In my earlier artistic experiments within this context we considered each pixel of a video data stream as an operational unit. One pixel learns from colour fragments during the running time of the programme and delivers a colour which can be considered as the sum of all colours during the running time of the camera. This simple method of memory creates something fundamentally new: a recording of patterns of movement at a certain location. Here, it becomes obvious how the arrangement of input devices, processing and output is able to create new worlds and contexts.

On a technical level, Membrane not only controls pixels or clear cut details of an image, but image ‘features’ which are learnt, remembered and reassembled. With regards to the example of colour: we choose features but their characteristics are delegated to an algorithm. TGANs (Temporal Generative Adversarial Nets) implement ‘unsupervised learning’ through the opposing feedback effect of two subnetworks: a generator produces short sequences of images and a discriminator evaluates the artificially produced footage. The algorithm has been specifically designed to produce representations of uncategorised video data and – with the help of it – to produce new image sequences. (Temporal Generative Adversarial Nets).

We extend the TGAN algorithm by adding a wavelet analysis which allows us to interact with image features as opposed to only pixels from the start. Thus, our algorithm allows us to ‘invent’ images in a more radical manner than classical machine learning would allow.

In practical terms, the algorithm speculates on the the basis of its learning and develops its own, self organised temporality. However, this does not happen without an element of control:   feature classes from a selected data set of videos are chosen as target values. In our case, the dataset consists of footage from street views of other cities from around the world, taken while travelling.

The concept behind this strategy is not to adapt our visual experience in Berlin to global urban aesthetics but rather to rather to fathom the specificity and to invent by associations. These associations can be localised, varied and manipulated within the reference dataset. Furthermore, our modified TGAN algorithm will generate numerous possibilities to perform dynamic learning on both short and long timescales and ultimately to be controlled by the user/ visitor. The installation itself allows the manipulation of video footage from a unchanged street view to a purely abstract images, based on the found features of the footage. The artwork wants to answer the question of how we want to alter realistic depictions. What are the distortions of ‘reality’ we are drawn to? Which fictions are lying behind these ‘aberrations’? Which aspects of the seen do we neglect? Where do we go with such shifts in image content and what will be the perceived experience at the centre of artistic expression?

The fictional potential of machine learning has become popular through Google’s deep-dream algorithms. Trained networks synthesise images on the basis of words and terminologies. They are reconfiguring symbols which they allegedly deem to recognise. From an aesthetic perspective, these images look paranoid; instead of presenting a consistent approach, they tail off in formal details and reproduced previously found artefacts (through searching the internet). From an artistic point of view, the question now arises, how can something original and new be created with algorithms? This is the question behind the software design of Membrane.

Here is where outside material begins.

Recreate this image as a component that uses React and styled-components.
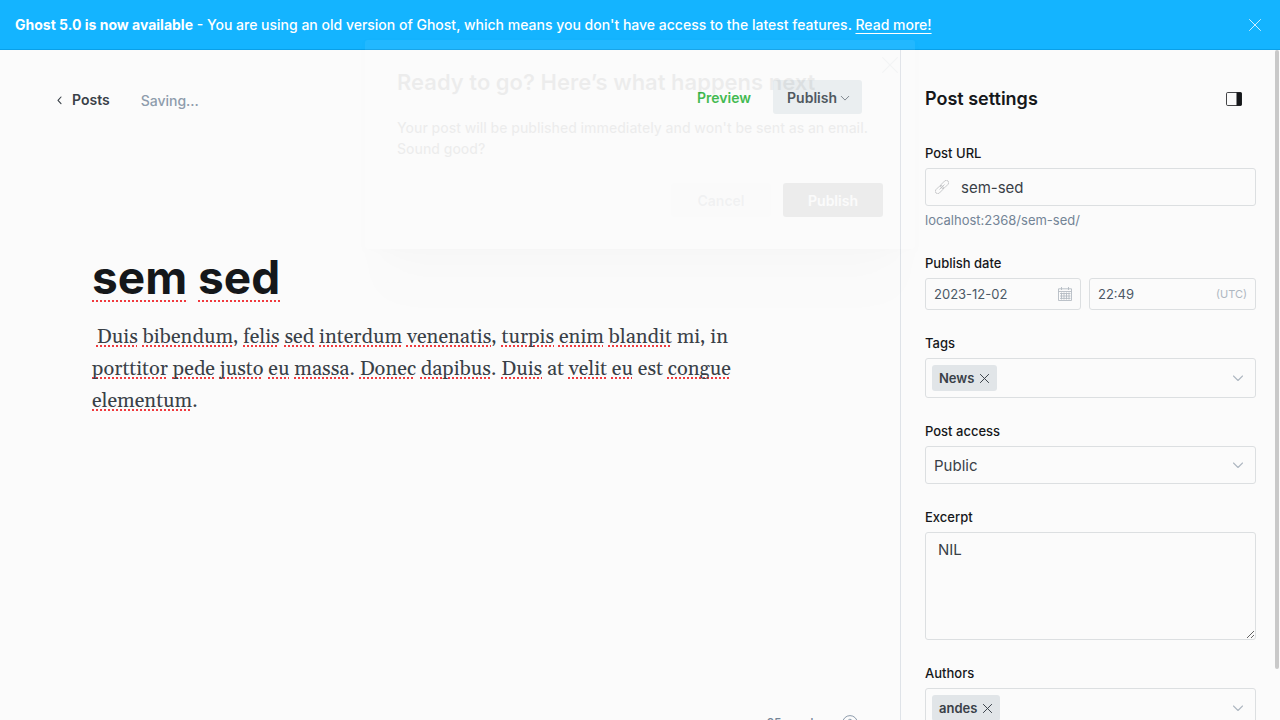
import React from "react";
import styled, { createGlobalStyle, css } from "styled-components";

const ink = "#15171a";
const slate = "#394047";
const muted = "#738496";
const line = "#dcdfe1";
const page = "#fbfbfb";

const GlobalStyle = createGlobalStyle`
  *, *::before, *::after { box-sizing: border-box; }
  html, body, #root { height: 100%; }
  body {
    margin: 0;
    overflow: hidden;
    background: ${page};
    color: ${ink};
    font-family: Inter, "Liberation Sans", sans-serif;
    font-size: 15px;
    -webkit-font-smoothing: antialiased;
  }
  button, input, select, textarea { font: inherit; color: inherit; }
  button { border: 0; background: none; padding: 0; cursor: pointer; }
  h1, h2, p { margin: 0; }
  svg { display: block; }
`;

const Shell = styled.div`
  height: 100%;
  display: flex;
  flex-direction: column;
  position: relative;
`;

const Banner = styled.div`
  flex: none;
  height: 50px;
  display: flex;
  align-items: center;
  justify-content: space-between;
  padding: 0 19px 0 15px;
  background: #14b4ff;
  border-bottom: 1px solid #0aa0e8;
  color: #fff;
  font-size: 14px;
  font-weight: 500;
  line-height: 20px;
`;

const BannerLink = styled.a`
  color: inherit;
  text-decoration: underline 1px;
  text-underline-offset: 3px;
  text-decoration-skip-ink: none;
`;

const Main = styled.div`
  flex: 1;
  min-height: 0;
  display: flex;
`;

const Editor = styled.main`
  flex: 1;
  min-width: 0;
  display: flex;
  flex-direction: column;
  overflow: hidden;
`;

const EditorHeader = styled.header`
  display: flex;
  align-items: center;
  gap: 31px;
  padding: 30px 38px 0 56px;
  font-size: 14px;
  line-height: 20px;
`;

const BackLink = styled.a`
  display: flex;
  align-items: center;
  gap: 8px;
  padding-top: 6px;
  color: ${slate};
  font-weight: 600;
  text-decoration: none;
`;

const Status = styled.span`
  flex: 1;
  padding-top: 8px;
  color: #8e9cac;
  font-weight: 500;
`;

const Actions = styled.div`
  display: flex;
  align-items: center;
  gap: 22px;
  font-weight: 600;
`;

const PreviewButton = styled.button`
  padding-top: 2px;
  color: #36b646;
`;

const PublishMenu = styled.button`
  display: flex;
  align-items: center;
  gap: 3px;
  height: 34px;
  padding: 2px 12px 0 14px;
  border-radius: 3px;
  background: #e9edef;
  color: #454d55;
`;

const Article = styled.article`
  flex: 1;
  min-height: 0;
  width: 100%;
  max-width: 740px;
  padding: 131px 0 0 92px;
`;

const PostTitle = styled.h1`
  font-size: 46px;
  font-weight: 700;
  line-height: 64px;
`;

const PostBody = styled.p`
  margin-top: 12px;
  color: ${slate};
  font-family: Georgia, Gelasio, "Liberation Serif", serif;
  font-size: 20px;
  line-height: 32px;
  white-space: pre-wrap;
`;

const Misspelt = styled.span`
  text-decoration: underline dotted #f03a3e 2px;
  text-decoration-skip-ink: none;
  text-underline-offset: ${(p) => (p.$large ? 6 : 2)}px;
`;

const WordCount = styled.footer`
  display: flex;
  justify-content: flex-end;
  align-items: center;
  gap: 22px;
  margin-bottom: -12px;
  padding-right: 42px;
  color: ${muted};
  font-size: 12px;
  font-weight: 500;
  line-height: 18px;
`;

const Sidebar = styled.aside`
  flex: none;
  width: 380px;
  padding: 36px 24px 0;
  border-left: 1px solid #dfe3e8;
  overflow: hidden;
`;

const SidebarHeader = styled.div`
  display: flex;
  align-items: center;
  justify-content: space-between;
  padding-right: 14px;
  margin-bottom: 31px;
`;

const SidebarTitle = styled.h2`
  font-size: 18px;
  font-weight: 600;
  line-height: 26px;
`;

const Field = styled.div`
  margin-bottom: 23px;
`;

const Label = styled.label`
  display: block;
  margin-bottom: 5px;
  font-size: 13px;
  font-weight: 500;
  line-height: 20px;
`;

const frame = css`
  width: 100%;
  border: 1px solid ${line};
  border-radius: 3px;
  background: ${page};
`;

const Control = styled.div`
  ${frame}
  display: flex;
  align-items: center;
  min-width: 0;
  height: ${(p) => p.$height}px;
  padding: 0 ${(p) => p.$right || 8}px 0 ${(p) => p.$left || 8}px;
  gap: ${(p) => p.$gap || 0}px;
  color: ${(p) => (p.$soft ? "#4c5966" : slate)};
  font-size: ${(p) => (p.$soft ? 13 : 15)}px;
  svg { flex: none; }
`;

const TextInput = styled.input`
  flex: 1;
  min-width: 0;
  width: 100%;
  padding: 0;
  border: 0;
  outline: 0;
  background: transparent;
`;

const Select = styled.select`
  flex: 1;
  border: 0;
  outline: 0;
  padding: 0;
  background: transparent;
  appearance: none;
`;

const Excerpt = styled.textarea`
  ${frame}
  display: block;
  height: 108px;
  padding: 7px 12px;
  color: ${slate};
  font-size: 15px;
  line-height: 20px;
  resize: vertical;
  outline: 0;
`;

const Help = styled.p`
  margin-top: 4px;
  color: ${muted};
  font-size: 13px;
  line-height: 20px;
`;

const DateRow = styled.div`
  display: grid;
  grid-template-columns: 156fr 167fr;
  gap: 8px;
`;

const Zone = styled.span`
  color: #aeb7c1;
  font-size: 11px;
`;

const Token = styled.span`
  display: flex;
  align-items: center;
  gap: 6px;
  height: 26px;
  padding: 0 8px 0 7px;
  border-radius: 3px;
  background: #e1e5e8;
  font-size: 13px;
  font-weight: 600;
`;

const ScrollThumb = styled.div`
  position: absolute;
  top: 50px;
  right: 1px;
  bottom: 51px;
  width: 4px;
  border-radius: 2px;
  background: #c9c9c9;
`;

const Dialog = styled.section`
  position: absolute;
  top: 40px;
  left: 50%;
  width: 550px;
  margin-left: -275px;
  padding: 27px 32px 32px;
  border-radius: 3px;
  background: #fff;
  box-shadow: 0 2px 4px rgba(0, 0, 0, 0.08), 0 24px 16px -14px rgba(0, 0, 0, 0.12), 0 60px 30px -30px rgba(0, 0, 0, 0.12);
  opacity: 0.06;
`;

const DialogTitle = styled.h2`
  font-size: 22px;
  font-weight: 600;
  line-height: 30px;
`;

const DialogText = styled.p`
  margin-top: 20px;
  font-size: 14px;
  font-weight: 500;
  line-height: 21px;
`;

const DialogActions = styled.div`
  display: flex;
  justify-content: flex-end;
  gap: 12px;
  margin-top: 24px;
`;

const DialogButton = styled.button`
  width: 100px;
  height: 34px;
  border-radius: 3px;
  font-size: 14px;
  font-weight: 600;
  color: ${(p) => (p.$primary ? "#fff" : "#59636d")};
  background: ${(p) => (p.$primary ? ink : "#f8f9fa")};
`;

const DialogClose = styled.button`
  position: absolute;
  top: 17px;
  right: 17px;
  color: #7c8b9a;
`;

const Cross = ({ size = 12, width = 1 }) => (
  <svg width={size} height={size} viewBox="0 0 12 12" fill="none" stroke="currentColor" strokeWidth={width} strokeLinecap="round">
    <path d="M.5.5l11 11M11.5.5l-11 11" />
  </svg>
);

const Chevron = ({ width = 12, color = "#aeb7c1" }) => (
  <svg width={width} height={width} viewBox="0 0 12 12" fill="none" stroke={color} strokeWidth="1.1" strokeLinecap="round" strokeLinejoin="round">
    <path d="M1.500 4L6 8.500L10.500 4" />
  </svg>
);

const BackArrow = () => (
  <svg width="8" height="10" viewBox="0 0 8 10" fill="none" stroke="currentColor" strokeWidth="1.1" strokeLinecap="round" strokeLinejoin="round">
    <path d="M5 2L2 5.300L5 8.600" />
  </svg>
);

const LinkIcon = () => (
  <svg width="14" height="14" viewBox="0 0 14 14" fill="none" stroke="#bfc1c3" strokeWidth="0.8">
    <g transform="rotate(-45 7 7)">
      <rect x="-1.500" y="4.600" width="9.500" height="4.800" rx="2.400" />
      <rect x="6" y="4.600" width="9.500" height="4.800" rx="2.400" />
      <path d="M3.500 7h7" />
    </g>
  </svg>
);

const CalendarIcon = () => (
  <svg width="14" height="14" viewBox="0 0 14 14" fill="none" stroke="#b4bbc3" strokeWidth="0.9">
    <path d="M.5 1.800h13v11.700H.5zM.5 4.500h13M3.500 0v3M10.500 0v3M3.500 5.500v7M6 5.500v7M8.500 5.500v7M11 5.500v7M2 6.500h10.500M2 9h10.500M2 11.400h10.500" />
  </svg>
);

const PanelIcon = () => (
  <svg width="16" height="14" viewBox="0 0 16 14">
    <rect x=".5" y=".5" width="15" height="13" rx="1.200" fill="none" stroke={ink} strokeWidth=".8" />
    <path d="M10.500 .2h4a1.300 1.300 0 0 1 1.300 1.300v11a1.300 1.300 0 0 1-1.300 1.300h-4z" fill={ink} />
  </svg>
);

const HelpIcon = () => (
  <svg width="16" height="16" viewBox="0 0 16 16" fill="none" stroke="#8e9cac" strokeWidth="1">
    <circle cx="8" cy="8" r="7.400" />
    <path d="M6 6.200a2 2 0 1 1 2.800 1.900c-.6.300-.8.600-.8 1.300M8 11v1" />
  </svg>
);

// Words wrapped in square brackets are flagged by the spell checker.
const bodyText =
  " [Duis] [bibendum], [felis] [sed] [interdum] [venenatis], [turpis] [enim] [blandit] mi, in [porttitor] [pede] [justo] [eu] [massa]. [Donec] [dapibus]. [Duis] at [velit] [eu] est [congue] [elementum].";

const SpellChecked = ({ text, large }) =>
  text.split(/\[(.*?)\]/).map((part, i) =>
    i % 2 ? <Misspelt key={i} $large={large}>{part}</Misspelt> : part
  );

const TokenField = ({ id, label, value }) => (
  <Field>
    <Label htmlFor={id}>{label}</Label>
    <Control $height={40} $left={6} $right={11}>
      <Token>
        {value}
        <button aria-label={`Remove ${value}`}><Cross size={9} width={1.3} /></button>
      </Token>
      <TextInput id={id} />
      <Chevron />
    </Control>
  </Field>
);

export default function App() {
  return (
    <Shell>
      <GlobalStyle />
      <Banner>
        <span>
          <b>Ghost 5.0 is now available</b> - You are using an old version of Ghost, which means you don't have access to the latest features. <BannerLink href="#upgrade">Read more!</BannerLink>
        </span>
        <button aria-label="Dismiss"><Cross size={12} width={0.8} /></button>
      </Banner>
      <Main>
        <Editor>
          <EditorHeader>
            <BackLink href="#posts"><BackArrow />Posts</BackLink>
            <Status>Saving...</Status>
            <Actions>
              <PreviewButton>Preview</PreviewButton>
              <PublishMenu>Publish <Chevron width={10} color="#6b747d" /></PublishMenu>
            </Actions>
          </EditorHeader>
          <Article>
            <PostTitle><SpellChecked large text="[sem] [sed]" /></PostTitle>
            <PostBody><SpellChecked text={bodyText} /></PostBody>
          </Article>
          <WordCount>
            25 words
            <button aria-label="Help"><HelpIcon /></button>
          </WordCount>
        </Editor>
        <Sidebar>
          <SidebarHeader>
            <SidebarTitle>Post settings</SidebarTitle>
            <button aria-label="Toggle settings"><PanelIcon /></button>
          </SidebarHeader>
          <Field>
            <Label htmlFor="url">Post URL</Label>
            <Control $height={38} $left={9} $gap={12}>
              <LinkIcon />
              <TextInput id="url" defaultValue="sem-sed" />
            </Control>
            <Help>localhost:2368/sem-sed/</Help>
          </Field>
          <Field>
            <Label htmlFor="date">Publish date</Label>
            <DateRow>
              <Control $height={32} $soft>
                <TextInput id="date" defaultValue="2023-12-02" />
                <CalendarIcon />
              </Control>
              <Control $height={32} $soft>
                <TextInput aria-label="Publish time" defaultValue="22:49" />
                <Zone>(UTC)</Zone>
              </Control>
            </DateRow>
          </Field>
          <TokenField id="tags" label="Tags" value="News" />
          <Field>
            <Label htmlFor="access">Post access</Label>
            <Control $height={38} $right={11}>
              <Select id="access" defaultValue="Public">
                <option>Public</option>
              </Select>
              <Chevron />
            </Control>
          </Field>
          <Field>
            <Label htmlFor="excerpt">Excerpt</Label>
            <Excerpt id="excerpt" defaultValue="NIL" />
          </Field>
          <TokenField id="authors" label="Authors" value="andes" />
        </Sidebar>
      </Main>
      <ScrollThumb />
      <Dialog role="dialog" aria-labelledby="dialog-title">
        <DialogTitle id="dialog-title">Ready to go? Here’s what happens next</DialogTitle>
        <DialogText>Your post will be published immediately and won't be sent as an email. Sound good?</DialogText>
        <DialogActions>
          <DialogButton>Cancel</DialogButton>
          <DialogButton $primary>Publish</DialogButton>
        </DialogActions>
        <DialogClose aria-label="Close"><Cross size={16} width={0.8} /></DialogClose>
      </Dialog>
    </Shell>
  );
}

Unlike Google’s deep-dream algorithms and images, we don’t want to identify something specific within the video footage (like people or cars) but rather we are interested in how people perceive the scenes. That is why our machines look at smaller, formal image elements and features whose intrinsic values we want to reveal and strengthen. We want to expose the visitors to intentionally vague features: edges, lines, colours, geometrical primitives, movement. Here, instead of imitating a human way of seeing and understanding, we reveal the machine’s way to capture, interpret and manipulate visual input. Interestingly, the resulting images resemble pictorial developments of classical modernism (progressing abstraction on the basis of formal aspects) and repeat artistic styles like Pointilism, Cubism and Tachism in a uniquely unintentional way. These styles fragmented the perceived as part of the pictorial transformation into individual sensory impressions. Motifs are now becoming features of previously processed items and are successively losing their relation to reality. At the same time, we question whether these fragmentations of cognition are proceeding in an arbitrary way or whether there may be other concepts of abstraction and imagery ahead of us?

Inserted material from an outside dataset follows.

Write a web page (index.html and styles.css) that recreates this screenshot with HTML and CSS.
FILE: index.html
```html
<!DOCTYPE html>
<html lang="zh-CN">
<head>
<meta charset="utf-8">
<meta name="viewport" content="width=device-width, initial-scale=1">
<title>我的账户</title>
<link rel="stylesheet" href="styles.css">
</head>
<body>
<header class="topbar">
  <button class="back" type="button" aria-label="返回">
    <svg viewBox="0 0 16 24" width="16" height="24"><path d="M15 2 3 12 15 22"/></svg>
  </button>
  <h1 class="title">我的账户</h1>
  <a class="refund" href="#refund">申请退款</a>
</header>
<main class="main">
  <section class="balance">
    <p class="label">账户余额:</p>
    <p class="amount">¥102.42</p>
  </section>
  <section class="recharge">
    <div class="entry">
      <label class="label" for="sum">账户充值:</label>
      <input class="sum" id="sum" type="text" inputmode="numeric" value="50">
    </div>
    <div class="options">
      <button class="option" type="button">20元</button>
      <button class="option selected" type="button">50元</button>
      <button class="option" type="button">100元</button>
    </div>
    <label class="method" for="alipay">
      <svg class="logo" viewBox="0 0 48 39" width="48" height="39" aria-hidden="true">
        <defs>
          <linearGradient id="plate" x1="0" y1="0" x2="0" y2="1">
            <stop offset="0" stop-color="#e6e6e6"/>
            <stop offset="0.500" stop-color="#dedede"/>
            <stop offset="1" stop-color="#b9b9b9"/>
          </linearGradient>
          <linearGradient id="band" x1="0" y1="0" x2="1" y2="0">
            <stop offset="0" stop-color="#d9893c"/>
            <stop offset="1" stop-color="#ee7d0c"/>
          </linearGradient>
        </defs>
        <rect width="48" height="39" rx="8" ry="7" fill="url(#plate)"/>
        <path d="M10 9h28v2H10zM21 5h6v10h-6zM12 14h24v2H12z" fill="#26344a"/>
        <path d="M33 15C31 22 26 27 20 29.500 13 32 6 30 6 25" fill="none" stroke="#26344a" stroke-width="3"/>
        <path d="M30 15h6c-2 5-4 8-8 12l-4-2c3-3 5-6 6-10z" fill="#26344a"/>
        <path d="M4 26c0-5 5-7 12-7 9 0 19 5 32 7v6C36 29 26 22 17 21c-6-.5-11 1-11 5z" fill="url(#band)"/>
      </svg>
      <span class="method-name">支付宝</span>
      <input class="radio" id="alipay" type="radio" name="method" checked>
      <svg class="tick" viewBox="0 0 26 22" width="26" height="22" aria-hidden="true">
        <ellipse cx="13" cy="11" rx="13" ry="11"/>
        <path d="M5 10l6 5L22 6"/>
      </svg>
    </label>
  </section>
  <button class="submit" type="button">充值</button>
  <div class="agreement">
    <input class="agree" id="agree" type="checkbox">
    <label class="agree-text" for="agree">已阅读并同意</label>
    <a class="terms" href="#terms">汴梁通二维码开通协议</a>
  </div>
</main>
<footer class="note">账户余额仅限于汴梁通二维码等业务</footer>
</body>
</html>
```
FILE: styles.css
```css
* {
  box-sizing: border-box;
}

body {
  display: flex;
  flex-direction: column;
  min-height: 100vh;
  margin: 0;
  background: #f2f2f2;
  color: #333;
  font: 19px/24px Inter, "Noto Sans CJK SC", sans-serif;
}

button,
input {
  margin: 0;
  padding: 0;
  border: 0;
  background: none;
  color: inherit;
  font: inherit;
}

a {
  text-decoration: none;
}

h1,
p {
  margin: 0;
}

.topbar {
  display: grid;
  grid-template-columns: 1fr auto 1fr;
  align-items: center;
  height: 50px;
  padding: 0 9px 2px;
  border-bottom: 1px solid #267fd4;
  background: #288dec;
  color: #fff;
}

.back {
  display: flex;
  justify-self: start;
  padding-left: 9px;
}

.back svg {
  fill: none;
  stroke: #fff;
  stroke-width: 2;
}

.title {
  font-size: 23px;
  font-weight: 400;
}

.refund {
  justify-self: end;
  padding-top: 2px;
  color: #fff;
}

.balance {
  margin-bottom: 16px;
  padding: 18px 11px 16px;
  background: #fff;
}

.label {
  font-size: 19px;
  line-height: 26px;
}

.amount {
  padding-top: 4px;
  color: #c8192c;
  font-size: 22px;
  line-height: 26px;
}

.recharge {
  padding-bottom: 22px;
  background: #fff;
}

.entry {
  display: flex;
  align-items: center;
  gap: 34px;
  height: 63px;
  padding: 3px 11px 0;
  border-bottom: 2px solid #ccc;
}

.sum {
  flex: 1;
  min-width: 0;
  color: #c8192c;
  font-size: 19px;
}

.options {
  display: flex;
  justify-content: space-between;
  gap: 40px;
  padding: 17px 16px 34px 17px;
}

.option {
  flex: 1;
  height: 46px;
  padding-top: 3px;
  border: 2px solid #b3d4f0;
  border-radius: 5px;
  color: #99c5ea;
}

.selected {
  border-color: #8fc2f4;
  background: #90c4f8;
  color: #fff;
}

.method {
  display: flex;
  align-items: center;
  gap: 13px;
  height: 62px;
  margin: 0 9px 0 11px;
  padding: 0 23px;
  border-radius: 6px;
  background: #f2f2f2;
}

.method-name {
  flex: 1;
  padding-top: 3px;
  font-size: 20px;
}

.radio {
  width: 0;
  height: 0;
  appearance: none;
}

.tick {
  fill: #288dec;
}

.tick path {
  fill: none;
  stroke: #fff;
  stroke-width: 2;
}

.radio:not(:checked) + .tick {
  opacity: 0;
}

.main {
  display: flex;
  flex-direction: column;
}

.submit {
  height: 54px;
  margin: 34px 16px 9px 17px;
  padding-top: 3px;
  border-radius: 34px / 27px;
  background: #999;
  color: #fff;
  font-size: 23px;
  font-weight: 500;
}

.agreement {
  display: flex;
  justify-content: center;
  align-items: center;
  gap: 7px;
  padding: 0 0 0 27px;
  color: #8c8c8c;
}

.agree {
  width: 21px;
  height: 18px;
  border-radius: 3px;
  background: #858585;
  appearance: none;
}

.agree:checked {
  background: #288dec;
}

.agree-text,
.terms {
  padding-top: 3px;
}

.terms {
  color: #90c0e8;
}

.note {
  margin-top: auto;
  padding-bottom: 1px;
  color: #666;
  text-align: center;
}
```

From a cultural perspective, there are two questions remaining:

How can one take decisions within those aesthetic areas of action (parameter spaces)?

Can the shift of the perspective from analysis to fiction help to asses our analytical procedures in a different way – understanding them as normative examples of our societal fictions serving predominantly as a self-reinforcement of present structures?

Thus unbiased artistic navigation within the excess/surplus of normative options of actions might become a warrantor for novelty and the unseen.